September Administrative Committee Presentation and Meeting

        -- George Edwards

The same proportionate share ordinance presentation as that given to the I and R committee was given at 9 a.m. in the public input portion of the September 20 administration committee meeting . There was no discussion of the presentation after Edwards asked if there were any questions.

In both meetings, after the portion of the presentation up to the slide "Questions," only the "Road Example," "Planning's Software Program Evaluation" and "Reserve Account" were actually presented. A presentation outline print-out as shown in the I and R meeting account above was passed out to all county council members present immediately after each presentation.

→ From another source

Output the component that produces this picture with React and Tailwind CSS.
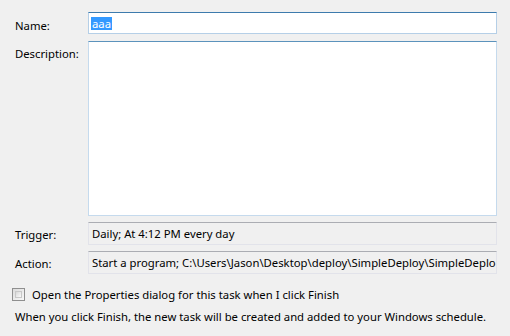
export default function App() {
  const font = { fontFamily: '"Segoe UI", "Noto Sans", "Liberation Sans", sans-serif' };
  return (
    <div
      className="w-[510px] h-[336px] bg-[#f0f0f0] text-black text-[11.3px] leading-[16px] overflow-hidden"
      style={font}
    >
      <div className="flex flex-col pt-[12px] pl-[15px] pr-[13px]">
        <div className="flex items-start">
          <div className="w-[73px] pt-[6px]">Name:</div>
          <div className="flex-1 h-[22px] border border-[#b5cfe7] border-t-[#3d7bad] bg-white px-[2px] flex items-center">
            <span className="bg-[#3399ff] text-white px-[1px] leading-[13px]">aaa</span>
          </div>
        </div>
        <div className="flex items-start mt-[7px]">
          <div className="w-[73px] pt-[5px]">Description:</div>
          <div className="flex-1 h-[175px] border border-[#c5daed] border-t-[#5c93bc] bg-white" />
        </div>
        <div className="flex items-start mt-[6px]">
          <div className="w-[73px] pt-[5px]">Trigger:</div>
          <div className="flex-1 h-[23px] border border-[#e2e3ea] border-t-[#abadb3] px-[3px] flex items-center whitespace-nowrap overflow-hidden">
            Daily; At 4:12 PM every day
          </div>
        </div>
        <div className="flex items-start mt-[6px]">
          <div className="w-[73px] pt-[5px]">Action:</div>
          <div className="flex-1 min-w-0 h-[23px] border border-[#e2e3ea] border-t-[#abadb3] px-[3px] flex items-center whitespace-nowrap overflow-hidden">
            <span>Start a program; C:\Users\Jason\Desktop\deploy\SimpleDeploy\SimpleDeplo</span>
          </div>
        </div>
        <label className="flex items-center mt-[13px] -ml-[3px]">
          <span className="w-[13px] h-[13px] border border-[#8f8f8f] bg-gradient-to-br from-[#dcdcdc] to-[#f8f8f8] p-[2px] -mt-[2px]">
            <span className="block w-full h-full border border-[#c8c8c8] bg-gradient-to-br from-[#d8d8d8] to-[#fafafa]" />
          </span>
          <span className="ml-[7px]">Open the Properties dialog for this task when I click Finish</span>
        </label>
        <div className="mt-[6px] whitespace-nowrap">
          When you click Finish, the new task will be created and added to your Windows schedule.
        </div>
      </div>
    </div>
  );
}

In this meeting, chairman Frazier quickly moved on to the agenda items after the presentation. Other council persons present included another administration committee member, Brent Schultz who left early at 10:45. Committee member, Howard Barnard, was not present. Council chairman, Liz Gilland was not present at the very start of the meeting but she attended as well as councilmen Carl Schwartzkopf, Al Allen and Paul Prince. Other than staff, there were about fourteen in the audience including the five who presented the current planned design of the one-runway-side airport terminal before leaving.

The bulk of the regular agenda concerned financial matters and the new airport terminal design.

There was a discussion on the state statute providing a county option that would accelerate when a newly built property could be put on the tax rolls. Currently there can be a delay of as much as many as 21 months after a certificate of occupancy. County attorney, John Weaver, had advised against exercising the county option because of what he saw as state constitutional problems. Charleston had relied on an earlier county option statute that had been struck down by the courts and required a million dollar return of taxes to citizens.

Rather than reconstituting the periods of service of county appointed board and commission members to coincide with county council person terms, the committee voted to recommend to the overall county council that an individual councilman be allowed to terminate a member appointed for his district. Currently a member can be terminated only upon a two-thirds vote of the members of the committee to which the member belongs.